- [Collected data]
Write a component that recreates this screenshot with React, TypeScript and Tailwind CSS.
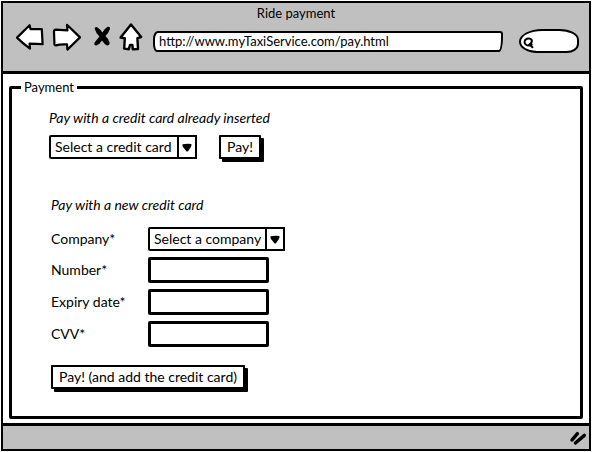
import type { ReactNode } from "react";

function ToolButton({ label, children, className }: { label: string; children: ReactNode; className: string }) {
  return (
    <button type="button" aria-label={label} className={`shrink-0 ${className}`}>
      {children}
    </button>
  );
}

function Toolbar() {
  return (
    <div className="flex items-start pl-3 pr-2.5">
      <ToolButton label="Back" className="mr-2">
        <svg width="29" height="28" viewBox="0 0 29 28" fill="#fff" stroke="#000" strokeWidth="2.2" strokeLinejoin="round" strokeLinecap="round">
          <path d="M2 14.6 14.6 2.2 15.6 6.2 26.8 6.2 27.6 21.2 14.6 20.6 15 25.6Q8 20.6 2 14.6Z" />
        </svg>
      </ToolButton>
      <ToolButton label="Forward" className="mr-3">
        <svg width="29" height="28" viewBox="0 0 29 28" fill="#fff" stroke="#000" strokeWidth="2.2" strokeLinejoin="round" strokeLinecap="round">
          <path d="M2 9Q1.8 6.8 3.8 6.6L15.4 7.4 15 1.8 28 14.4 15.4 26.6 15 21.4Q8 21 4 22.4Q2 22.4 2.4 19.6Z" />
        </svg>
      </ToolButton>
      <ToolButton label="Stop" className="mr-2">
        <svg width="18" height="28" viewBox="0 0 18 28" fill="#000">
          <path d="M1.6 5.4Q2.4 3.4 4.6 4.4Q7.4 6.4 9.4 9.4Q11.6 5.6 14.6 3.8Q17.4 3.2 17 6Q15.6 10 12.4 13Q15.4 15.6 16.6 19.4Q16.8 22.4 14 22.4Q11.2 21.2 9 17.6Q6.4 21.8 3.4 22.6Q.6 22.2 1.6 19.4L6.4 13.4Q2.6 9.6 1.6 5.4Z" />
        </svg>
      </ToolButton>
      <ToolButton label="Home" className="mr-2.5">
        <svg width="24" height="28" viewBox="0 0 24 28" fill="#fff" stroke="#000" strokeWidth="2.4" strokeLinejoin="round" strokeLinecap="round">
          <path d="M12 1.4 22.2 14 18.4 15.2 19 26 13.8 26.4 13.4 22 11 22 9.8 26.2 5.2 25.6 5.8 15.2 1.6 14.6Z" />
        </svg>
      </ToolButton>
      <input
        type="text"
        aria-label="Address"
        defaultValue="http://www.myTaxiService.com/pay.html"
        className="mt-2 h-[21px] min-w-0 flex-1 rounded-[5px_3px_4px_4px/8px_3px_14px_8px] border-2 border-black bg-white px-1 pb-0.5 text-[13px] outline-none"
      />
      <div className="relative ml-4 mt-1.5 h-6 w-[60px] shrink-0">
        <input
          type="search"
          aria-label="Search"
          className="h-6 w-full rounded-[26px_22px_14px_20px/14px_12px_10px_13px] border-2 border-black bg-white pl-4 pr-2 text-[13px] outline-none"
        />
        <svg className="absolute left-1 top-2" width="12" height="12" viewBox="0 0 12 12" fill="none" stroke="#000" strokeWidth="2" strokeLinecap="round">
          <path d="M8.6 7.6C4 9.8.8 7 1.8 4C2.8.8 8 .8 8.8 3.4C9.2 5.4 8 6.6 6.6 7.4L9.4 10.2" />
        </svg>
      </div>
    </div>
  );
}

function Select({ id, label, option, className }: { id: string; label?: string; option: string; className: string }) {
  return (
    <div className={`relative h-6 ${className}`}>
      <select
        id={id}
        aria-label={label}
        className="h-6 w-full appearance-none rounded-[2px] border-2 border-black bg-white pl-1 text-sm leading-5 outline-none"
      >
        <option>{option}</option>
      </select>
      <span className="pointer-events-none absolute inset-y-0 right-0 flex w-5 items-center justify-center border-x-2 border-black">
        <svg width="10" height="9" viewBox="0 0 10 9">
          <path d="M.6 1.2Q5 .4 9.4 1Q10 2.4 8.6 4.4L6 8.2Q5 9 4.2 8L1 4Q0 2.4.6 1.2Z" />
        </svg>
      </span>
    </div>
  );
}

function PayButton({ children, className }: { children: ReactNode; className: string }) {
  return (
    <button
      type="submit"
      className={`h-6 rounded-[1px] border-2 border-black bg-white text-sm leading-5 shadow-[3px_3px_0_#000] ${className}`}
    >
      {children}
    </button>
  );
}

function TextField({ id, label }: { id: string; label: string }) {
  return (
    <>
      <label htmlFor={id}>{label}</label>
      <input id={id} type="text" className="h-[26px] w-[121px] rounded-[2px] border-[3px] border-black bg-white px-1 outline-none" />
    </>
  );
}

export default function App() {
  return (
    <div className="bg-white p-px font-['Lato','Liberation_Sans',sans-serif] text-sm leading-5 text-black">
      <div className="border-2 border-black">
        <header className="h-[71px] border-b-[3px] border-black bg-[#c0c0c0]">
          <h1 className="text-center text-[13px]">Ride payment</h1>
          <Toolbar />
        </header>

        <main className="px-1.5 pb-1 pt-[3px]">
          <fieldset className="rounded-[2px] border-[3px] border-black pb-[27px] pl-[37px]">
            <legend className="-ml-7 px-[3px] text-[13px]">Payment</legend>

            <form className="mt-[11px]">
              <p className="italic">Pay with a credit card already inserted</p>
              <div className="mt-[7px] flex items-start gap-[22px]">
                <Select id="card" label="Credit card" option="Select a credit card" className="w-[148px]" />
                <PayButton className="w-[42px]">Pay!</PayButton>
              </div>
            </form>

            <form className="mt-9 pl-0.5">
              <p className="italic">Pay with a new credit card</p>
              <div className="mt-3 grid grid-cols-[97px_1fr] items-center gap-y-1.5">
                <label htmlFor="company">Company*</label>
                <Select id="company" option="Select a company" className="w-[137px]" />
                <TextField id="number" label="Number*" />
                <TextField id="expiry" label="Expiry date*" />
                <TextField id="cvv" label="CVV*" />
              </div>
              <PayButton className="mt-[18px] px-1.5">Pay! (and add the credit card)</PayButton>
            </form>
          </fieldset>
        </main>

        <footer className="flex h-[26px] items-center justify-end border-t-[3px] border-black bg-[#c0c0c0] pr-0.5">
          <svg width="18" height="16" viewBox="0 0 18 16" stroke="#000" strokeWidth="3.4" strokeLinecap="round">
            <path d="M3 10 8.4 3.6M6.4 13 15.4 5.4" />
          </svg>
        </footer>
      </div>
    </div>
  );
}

- [Work to be completed] Extract lines where the string "with" occurs.

- [Reply]
Write a component that recreates this screenshot with React, TypeScript and Tailwind CSS.
              <p className="italic">Pay with a credit card already inserted</p>
              <p className="italic">Pay with a new credit card</p>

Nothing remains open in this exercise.